If you want to spend the big bucks, there are some incredibly talented Union (AFTRA) voice actors.  I have been a union member, and the money is nice, but when we started our own company, I couldn't afford to pay myself the union scale.  So I had to surrender my card.

Essentially if you have VO work and you have ANY BUDGET, approach the talent you like, find out what kind of turn around they can offer you, and then negotiate your price.  We have a base price, but since we are not union, that price has flexibility and if someone is bringing in regular work, it is well worth it to do whatever we can to fit within the structure of their budget.  Our mic gets a lot of use, but every minute it sits on the stand without a mouth talking into it, is a minute with out money coming in the door.  

Also another trick for a good temporary VO booth.  Typically a closet with clothing in it makes a great sound booth.  Another excellent place that I have recorded when on vacation, is in a car.  A car typically has sound deadening material built into it which reduces the ambient noise.  (obviously a car parked next to an airport, or a war zone will not be helpful, but in a reasonably quite area, an automobile can be a makeshift booth) On more than one occasion I took my portable voice rig on vacation, got a text from a client, had them email the script, set up the mic in the back seat of our SUV, I read the copy off my iPhone, then sent them the .AIFF file within 30 minutes.  They never knew I wasn't in my studio at home.  Hope this helps.          

Colin Eagles

We also use our own internal talent - our internal Customer's get a kick out of recognizing the voices.  We use a Yeti mic and usually do the recordings at home (to avoid the HVAC sounds at work).

Chad's idea of recording in the car is something that I'm totally going to test out.  I'm sure that folks'll get a kick out of seeing me talking to myself in my parked car in our lot, "that crazy training guy has really lost it now!"

Michael Case

Hello Ant,

Selecting a professional narrator should be simple, fast, high-quality, and predictable in terms of cost.  In my own research, I’ve found the best results for this criteria with the providers that price-per-page.

I see other users in this thread are using The Narrator Files, whom I would recommend to you as well.  You’ll find top quality narration there in any desired audio format with fast turnaround at a fixed cost of $20 per 12 point courier, 1.5 spaced page.

Compared to the industry average rate of $25 per finished minute, where 10 minutes of narration (5 pages) should cost $250, paying a set price-per-page will only set you back a total of $100.  This is by far the most transparent method of establishing a rate, considering other factors in a price-per-minute scheme may increase your cost.  For example; If the talent reads more slowly than average or the script calls for pauses, such as between bullets. Before you know it, your script length, in terms of time, can easily increase by 50%. Unless your narrator is feeling very charitable, they are going to charge you for that extra time.

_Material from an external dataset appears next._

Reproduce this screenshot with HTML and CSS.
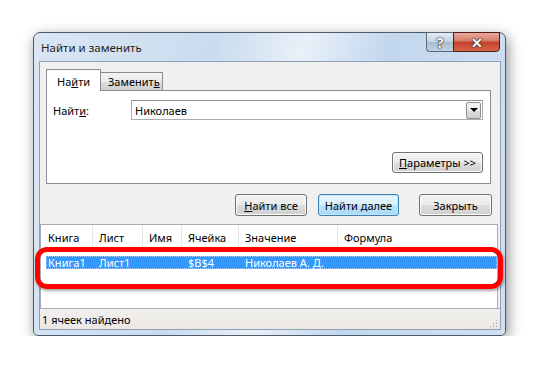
FILE: index.html
```html
<!DOCTYPE html>
<html lang="ru">
  <head>
    <meta charset="UTF-8" />
    <title>Найти и заменить</title>
    <link rel="stylesheet" href="styles.css">
  </head>
  <body>
    <div class="window">
      <div class="titlebar">
        <span class="title">Найти и заменить</span>
        <div class="caption-btn help">?</div>
        <div class="caption-btn close">✕</div>
      </div>

      <div class="client">
        <div class="tabs">
          <div class="tab-strip">
            <div class="tab active">На<u>й</u>ти</div>
            <div class="tab">Заменит<u>ь</u></div>
          </div>
          <div class="tab-panel">
            <div class="find-row">
              <label class="find-label">Найт<u>и</u>:</label>
              <div class="combo">
                <span>Николаев</span>
                <div class="combo-arrow"></div>
              </div>
            </div>
            <div class="options-row">
              <button class="btn"><u>П</u>араметры &gt;&gt;</button>
            </div>
          </div>
        </div>

        <div class="actions">
          <button class="btn btn-all"><u>Н</u>айти все</button>
          <button class="btn btn-default">Найти <u>д</u>алее</button>
          <button class="btn btn-close">Закрыть</button>
        </div>

        <div class="results">
          <div class="results-head">
            <div class="col c1">Книга</div>
            <div class="col c2">Лист</div>
            <div class="col c3">Имя</div>
            <div class="col c4">Ячейка</div>
            <div class="col c5">Значение</div>
            <div class="col c6">Формула</div>
          </div>
          <div class="result-row">
            <div class="col c1">Книга1</div>
            <div class="col c2">Лист1</div>
            <div class="col c3"></div>
            <div class="col c4">$B$4</div>
            <div class="col c5">Николаев А. Д.</div>
            <div class="col c6"></div>
          </div>
          <div class="highlight"></div>
        </div>

        <div class="statusbar">
          <span>1 ячеек найдено</span>
          <div class="grip"></div>
        </div>
      </div>
    </div>
  </body>
</html>
```

FILE: styles.css
```css
* {
  margin: 0;
  padding: 0;
  box-sizing: border-box;
}

body {
  background-color: #ffffff;
  font-family: "Noto Sans", "Liberation Sans", sans-serif;
  font-size: 11px;
  color: #000;
  padding: 32px 0 0 33px;
}

u {
  text-decoration: underline;
  text-underline-offset: 1px;
}

/* Окно */
.window {
  width: 473px;
  height: 304px;
  border: 1px solid #4f5b69;
  border-radius: 7px 7px 5px 5px;
  padding: 0 4px 5px 5px;
  background: linear-gradient(100deg, #d9e6f4 0%, #c9dcef 35%, #e9f0f9 52%, #c2d7ee 68%, #cfe0f2 100%);
  box-shadow: 2px 4px 14px rgba(0, 0, 0, 0.45);
  display: flex;
  flex-direction: column;
}

.titlebar {
  height: 28px;
  display: flex;
  align-items: flex-start;
}

.title {
  flex: 1;
  padding: 7px 0 0 2px;
  font-size: 11.5px;
  color: #1e1e1e;
}

.caption-btn {
  height: 20px;
  margin-top: -1px;
  border: 1px solid #5d6673;
  display: flex;
  justify-content: center;
  align-items: center;
  color: #fff;
  font-weight: bold;
  text-shadow: 0 0 1px #222, 0 0 1px #222, 0 0 2px #333;
}

.help {
  width: 27px;
  border-radius: 0 0 0 4px;
  border-right: none;
  background: linear-gradient(#e2ebf5, #c3d3e4 50%, #a9bccf 51%, #c1d2e3);
  font-size: 14px;
}

.close {
  width: 47px;
  margin-right: 1px;
  border-color: #4e1c16;
  border-radius: 0 0 4px 0;
  background: linear-gradient(#e9a99b, #d47a68 45%, #c2412c 50%, #d6634a);
  font-size: 14px;
}

.client {
  flex: 1;
  background-color: #f0f0f0;
  border: 1px solid #8f9fb4;
  display: flex;
  flex-direction: column;
}

/* Вкладки */
.tabs {
  margin: 7px 9px 0 6px;
}

.tab-strip {
  height: 21px;
  display: flex;
  align-items: flex-end;
}

.tab {
  height: 18px;
  padding: 1px 0 0 7px;
  width: 62px;
  border: 1px solid #898c95;
  border-bottom: none;
  border-left: none;
  background: linear-gradient(#f2f2f2, #ebebeb 50%, #dddddd 51%, #cfcfcf);
}

.tab.active {
  width: 55px;
  height: 22px;
  margin-bottom: -1px;
  padding: 4px 0 0 10px;
  border-left: 1px solid #898c95;
  background: #ffffff;
  position: relative;
}

.tab-panel {
  height: 94px;
  background-color: #ffffff;
  border: 1px solid #898c95;
  padding: 9px 7px 0 6px;
}

.find-row {
  display: flex;
  align-items: center;
}

.find-label {
  width: 78px;
}

.combo {
  width: 352px;
  height: 20px;
  border: 1px solid #abadb3;
  border-top-color: #8e9099;
  display: flex;
  align-items: center;
  padding-left: 3px;
}

.combo span {
  flex: 1;
}

.combo-arrow {
  width: 15px;
  height: 17px;
  margin-right: 1px;
  border: 1px solid #8f8f8f;
  border-radius: 2px;
  background: linear-gradient(#f2f2f2, #ebebeb 50%, #dddddd 51%, #cfcfcf);
  display: flex;
  justify-content: center;
  align-items: center;
}

.combo-arrow::after {
  content: "";
  border-left: 4px solid transparent;
  border-right: 4px solid transparent;
  border-top: 4px solid #000;
}

.options-row {
  display: flex;
  justify-content: flex-end;
  margin-top: 32px;
}

/* Кнопки */
.btn {
  height: 22px;
  font-family: inherit;
  font-size: 11px;
  color: #000;
  border: 1px solid #707070;
  border-radius: 3px;
  background: linear-gradient(#f2f2f2, #ebebeb 50%, #dddddd 51%, #cfcfcf);
  box-shadow: inset 0 0 0 1px #fcfcfc;
}

.options-row .btn {
  width: 91px;
  height: 21px;
}

.actions {
  display: flex;
  justify-content: flex-end;
  margin-top: 10px;
  padding-right: 8px;
}

.btn-all {
  width: 72px;
}

.btn-default {
  width: 81px;
  margin-left: 11px;
  border-color: #3c7fb1;
  background: linear-gradient(#eaf6fd, #d9f0fc 50%, #bee6fd 51%, #a7d9f5);
  box-shadow: inset 0 0 0 1px #c4e6f8;
}

.btn-close {
  width: 73px;
  margin-left: 20px;
}

/* Результаты */
.results {
  position: relative;
  margin: 8px 2px 0 0;
  height: 84px;
  background-color: #ffffff;
  border: 1px solid #a5acb5;
  border-bottom: none;
}

.results-head {
  display: flex;
  height: 25px;
  align-items: center;
}

.results-head .col {
  height: 100%;
  display: flex;
  align-items: center;
  border-right: 1px solid #e5e5e5;
  padding-left: 6px;
}

.c1 { width: 52px; }
.c2 { width: 50px; }
.c3 { width: 39px; }
.c4 { width: 57px; }
.c5 { width: 99px; }
.c6 { flex: 1; }

.results-head .c1 {
  padding-left: 7px;
}

.results-head .c6 {
  border-right: none;
}

.result-row {
  display: flex;
  height: 13px;
  margin: 6px 0 0 5px;
  background-color: #3399ff;
  color: #ffffff;
  outline: 1px dotted #a6d2ff;
  outline-offset: -1px;
  line-height: 13px;
}

.result-row .col {
  padding-left: 6px;
}

.result-row .c1 {
  width: 47px;
  padding-left: 2px;
}

.highlight {
  position: absolute;
  left: -6px;
  top: 22px;
  width: 468px;
  height: 42px;
  border: 5px solid #ff0000;
  border-radius: 12px;
  box-shadow: 1px 2px 3px rgba(0, 0, 0, 0.35);
}

.statusbar {
  height: 21px;
  border-top: 1px solid #a5acb5;
  background: linear-gradient(#f2f0ee, #ebe8e5);
  display: flex;
  align-items: center;
  justify-content: space-between;
  padding: 0 3px 0 2px;
}

.grip {
  width: 8px;
  height: 8px;
  margin-top: 8px;
  background:
    radial-gradient(circle, #a3a3a3 0.8px, transparent 1px) 0 0 / 3px 3px;
  clip-path: polygon(100% 0, 100% 100%, 0 100%);
}
```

I hope this was helpful in your search Ant.

Best!

Michael

Kate Hoelscher

This is an interesting discussion!  We record all in-house.  Sometimes use photos of the person who is talking so they put an internal face to a voice as well.  I think it's also easier to make those quick, urgent changes when you have the person who did the voice right there to make changes spur of  the moment.  I agree that it would sound better with pros, but for interal education we use what we have!!  If we did external education I could see it more as marketing and needing more for sure. 

T. Travis

The reality is you can get "professional" voiceover narration for any price you might imagine. Right now, on the Los Angeles Craigslist, there will be several ads asking for voice talent, and the only pay will be "copy-and-credit". And, yes, each of these ads will get hundreds of applicants. There has even been ads suggesting that you can "break into the lucrative voiceover field" by recording programs where they charge the voiceover talent to do the narration.

For someone creating an e-learning program, however, it would seem that the question that should be asked is "What is it that we actually are getting for our expenditure? If we pay 50 cents-per word, will that give us that much more value than 10 cents-per-word?"

If the total budget for a program is $20,000, would spending an additional $300.00 for the voiceover improve the quality that much? My opinion is that it would. Here's why:

(1) If you're using effective narration in your program, most of the actual communication that occurs will be through the voiceover. You can throw all kinds of fancy graphics and animation at the student, but it will be primarily the voiceover that keeps the student engaged in the program through the emotional content and tone of the audio message.

(2) You need the voiceover artist to be able to dedicate sufficient time to your project to establish meaningful communication with the student. At 15-cents per word, (in the U.S.) a professional voice talent has just enough time to do one take, play back to make sure there are no problems, and move on. If the voice talent takes much more time than that, they are working for, essentially, minimum wage. Because your audio is so important, you want to hire a professional, who would need to charge professional rates.

(3) You need someone who can take the time to understand the material, then can plan the delivery, evaluate each take, and then afford to do sufficient re-takes to give the read all that it deserves.

(4) There's a lot more that gets communicated in the audio track than most people realize: See -http://youtu.be/ZpZzhuL0KdA for an explanation.

-Travis - http://www.trainingvo.com

Paul Lush

Adam Mastalerz said:

You may want to check out voices.com, they gave us a pretty good price for our e-Learning Development projects.

I think a voice can run anywhere from $500-$2000 but you would need your script, and it all depends how much voice you need.

I concur - I use this service almost exclusively.  My projects vary significantly both from a budget and dynamics perspective.  We have developed some great relationships with a number of narrators that have been able to help us work through some of our more complicated projects.  From a cost perspective, I would have spent additional hours researching (at an internal cost) to achieve the results that Voices.com provides.  As mentioned by others, the quotes will vary significantly, it will be a matter of fit - both budgetary and talent quality.